The Department of Labor Weighs in on the Issue

In addition to the developments at the NLRB, the franchising model is similarly being challenged by the wage and hour administrator for the Department of Labor, Dr. David Weil. According to Dr. Weil, “fissuring” in the franchise industry began when companies began to recognize the competitive advantage arising from creating a distinctive brand and the savings that could occur through a franchise relationship, which would permit the company to reduce labor costs by shifting them onto a franchisee. As a result, according to Dr. Weil, there becomes a fissure in the employment relationship that makes workers vulnerable to abuses. To protect workers from these abuses, Dr. Weil argues that the laws must hold the franchisors at the top of the pyramid liable, jointly liable, or vicariously liable for labor and employment liabilities of their franchisees.

An Opinion Issued by the NLRB’s Division of Advice

At the heart of the franchise/joint employer controversy is the issue of the degree of control that franchisors exercise, or reserve the right to exercise, over the activities (particularly, employment-related activities) of their franchisees.

In the midst of the NLRB activity, before the Browning-Ferris decision was issued, the NLRB’s Division of Advice published an advice memorandum that considered the degree of control of a franchisor in the context of a joint employer claim. 

In April 2015, the associate general counsel of the board issued a memorandum finding that Freshii Development, LLC, a fast-casual restaurant chain franchisor, is not a joint employer with one of its franchisees, Nutritionality, Inc., under either the NLRB’s then-long-standing joint employer standard or the expanded joint employer standard that was then proposed by the NLRB’s general counsel (and ultimately adopted by the board).2 The associate general counsel’s finding rests upon the conclusion that there was “no evidence that Nutritionality shares or codetermines with Freshii matters governing the essential terms and conditions of employment of Nutritionality’s employees.”

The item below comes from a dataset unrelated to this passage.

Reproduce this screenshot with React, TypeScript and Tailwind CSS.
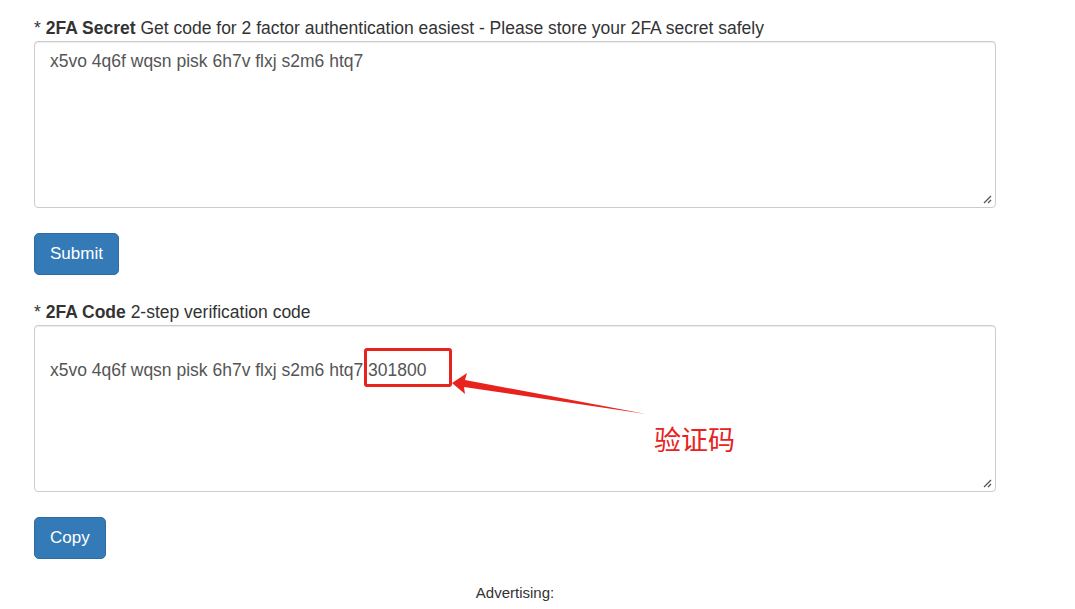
import React from "react";

const font = { fontFamily: '"Liberation Sans", Arial, sans-serif' };

function Resize() {
  return (
    <svg className="absolute right-[3px] bottom-[3px]" width="9" height="9" viewBox="0 0 9 9">
      <path d="M8 1 L1 8 M8 5 L5 8" stroke="#555" strokeWidth="1.3" />
    </svg>
  );
}

function Field({ label, rest, children, topPad }: { label: string; rest: string; children: React.ReactNode; topPad: string }) {
  return (
    <div className="flex flex-col gap-[3px]">
      <div className="text-[17.5px] leading-[20px] text-[#333]">
        * <b>{label}</b> {rest}
      </div>
      <div
        className={`relative h-[167px] border border-[#ccc] rounded-[4px] shadow-[inset_0_1px_1px_rgba(0,0,0,0.075)] px-[15px] text-[17.5px] leading-[25px] text-[#555] ${topPad}`}
      >
        {children}
        <Resize />
      </div>
    </div>
  );
}

function Btn({ children }: { children: React.ReactNode }) {
  return (
    <div className="flex">
      <button className="h-[42px] px-[15px] bg-[#337ab7] border border-[#2e6da4] rounded-[5px] text-white text-[17px]">
        {children}
      </button>
    </div>
  );
}

export default function App() {
  return (
    <div className="relative w-[1075px] h-[609px] bg-white overflow-hidden" style={font}>
      <div className="ml-[34px] w-[962px] pt-[18px] flex flex-col">
        <Field label="2FA Secret" rest="Get code for 2 factor authentication easiest - Please store your 2FA secret safely" topPad="pt-[7px]">
          x5vo 4q6f wqsn pisk 6h7v flxj s2m6 htq7
        </Field>
        <div className="pt-[25px] pb-[27px]">
          <Btn>Submit</Btn>
        </div>
        <Field label="2FA Code" rest="2-step verification code" topPad="pt-[32px]">
          x5vo 4q6f wqsn pisk 6h7v flxj s2m6 htq7 301800
        </Field>
        <div className="pt-[25px] pb-[25px]">
          <Btn>Copy</Btn>
        </div>
        <div className="text-center text-[15px] leading-[18px] text-[#333]">Advertising:</div>
      </div>
      {/* annotation */}
      <div className="absolute left-[364px] top-[348px] w-[88px] h-[39px] border-[3px] border-[#e8231d] rounded-[3px]" />
      <svg className="absolute left-0 top-0" width="1075" height="609">
        <polygon points="452,383 467,373 465,380 646,414 464,387 465,394" fill="#e8231d" />
      </svg>
      <div
        className="absolute left-[654px] top-[421px] text-[27px] leading-[36px] text-[#e8231d]"
        style={{ fontFamily: '"Noto Sans CJK SC", sans-serif' }}
      >
        验证码
      </div>
    </div>
  );
}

In reaching this conclusion, the associate general counsel cited various facts, including Freshii played no role in its franchisee’s decisions regarding hiring, firing, disciplining, or supervising employees; Freshii was not responsible for determining the wages, raises, or benefits of the franchisee’s employees; Freshii was not involved in the franchisee’s scheduling and setting work hours of its employees; sections of the operations manual were offered as recommendations rather than mandatory requirements; and inspections were limited to ensuring compliance with Freshii’s mandatory brand standards and not any employment-related policies. Significantly, the associate general counsel noted that “[a]ll of this evidence is consistent with the clear language of the franchise agreement, which gives the franchisee the power to determine whether to use Freshii’s personnel policies or procedures and states that Freshii ‘neither dictates nor controls labor or employment matters for franchisees and their employees…’”

The key takeaway from the Freshii memorandum is that franchisors hoping to avoid a joint employer designation should attempt to distance themselves from the employment and personnel decisions of their franchisees.

Court Decisions Abound Regarding the Franchise/Joint Employer Issue

While the NLRB and Department of Labor decisions raise concerns for franchisors in terms of the joint employer issue, many courts continue to address the issue in various contexts. For example, Domino’s Pizza was found by the Supreme Court of California to not be a joint employer with its franchisee with respect to a sexual harassment claim filed by an employee of the franchisee.3 McDonald’s Corp. obtained a summary judgment from a federal district court in California that it was not a joint employer with its franchisees in a class action filed by employees alleging wage and hour violations, although the court refused to grant McDonald’s Corp. summary judgment on an ostensible agency theory for the same claims, referring to the fact that employees might have a reasonable belief that McDonald’s Corp. was their employer based on the uniforms, pay stubs, and job applications that were submitted via the McDonald’s website.4 The same court subsequently rejected the ostensible agency theory with respect to McDonald’s.5 Jack in the Box was found by a federal court in Oregon to not be a joint employer liable for minimum wage and hour claims of its franchisees’ employees.6 Midas Mufflers was found by a federal court in Pennsylvania to not be a joint employer in a case of alleged sexual harassment filed by an employee of the franchisee.7 Ledo Pizza Systems, Inc.’s motion to dismiss was denied by the federal court in Maryland with respect to claims by employees of one of its franchisees that Ledo, the franchisor, was a joint employer with respect to age discrimination and retaliatory termination.8

These decisions are each fact-specific and turn on the level and types of controls the franchisor has (or, in some instances, reserved) over the franchisees.

Legislative Efforts and the New Administration

Extensive legislative efforts at the state and federal levels to address the joint employer issue are occurring. Laws in various states have been adopted (or proposed) to prevent the application of the joint employer designation to franchisors for merely being a franchisor. Similarly, legislation in Congress has been proposed to also protect franchisors from the issue. Whether or not those bills (e.g., the Save Local Business Act) will be enacted remains to be seen.

Moreover, with the new administration in Washington, changes at the agency levels altering the NLRB and Department of Labor approach may also occur. However, at this time, it is unclear if (and if so, how soon) the past actions by the former administration to hold franchisors liable as joint employers will be overturned.

What Should Franchisors Do Now?

Until it becomes clearer how the franchise/joint employer issue will be resolved, franchisors may want to consider making certain modifications to their franchise agreements and operations to attempt to decrease the likelihood that the controls involved will result in a joint employer designation. The focus should be on assessing the degree to which controls over the franchisees’ operations are needed to protect the integrity and quality of the brand and the system.